There was a time when the role of local Council was to provide services for the benefit of the local residents.
Central Government has redefined their role as supplemental tax gatherers and arbiters as to how we should live our lives.
Possibly, we are living in the last Communist state in Europe?
Arnold Cronin, London, UK
NIMBY. That's ok then; You forget all about composting material; just throw yours in with your fish-heads and used nappies and I'll take care of mine. One thing is sure, though; When your local authority comes looking for my fields for a dump, they ain't going to get them! Then you won't have to worry about separating your rubbish. You can put the lot into your car and sneak off down some dark lane to sling it into the hedge. No compulsion though. Unfortunately you will still have use some of your "precious time" to sort it, in case there's any clue as to your identity, otherwise the garbage police will be round to pick you up.
john Cullen, Cork, Ireland
Hey, the free market fixed an embarrassingly high value on my time, so I"m pretty confident that it's worth more than yours, yet I don't begrudge the half-second it takes to toss something into the right-hand sack instead of into the left-hand sack. What makes you so special?
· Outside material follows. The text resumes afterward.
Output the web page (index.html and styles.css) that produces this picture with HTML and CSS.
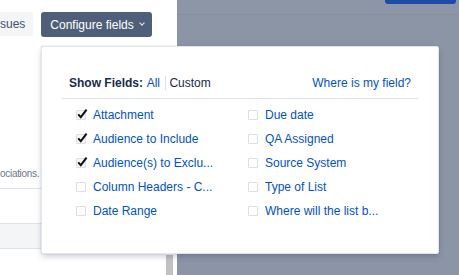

Ian Kemmish, Biggleswade, UK
its all very well councils making us recycle but they and the eco-police have not answered two fundemental questions. One. What are they going to do about all the "waste" gas which is produced by landfill sites and is just burned off? as an example see the deerplay site just outside Burnley and Secondly, how are they going to control the 97% of Carbon that is produced by nature? insist that widelife wears nappys maybe!!
Steve, Manchester,
I recycle food scraps (for example, peels, discarded leaves from lettuce) in a plastic bin now. In the evening, after dinner, I take it to my compost pile. No problem. I feel good about it and think I am making good use of the scraps and keeping them out of the landfill or the water supply (kitchen disposal). If I didn't have a compost pile or another convenient alternative. I would just throw them in the trash.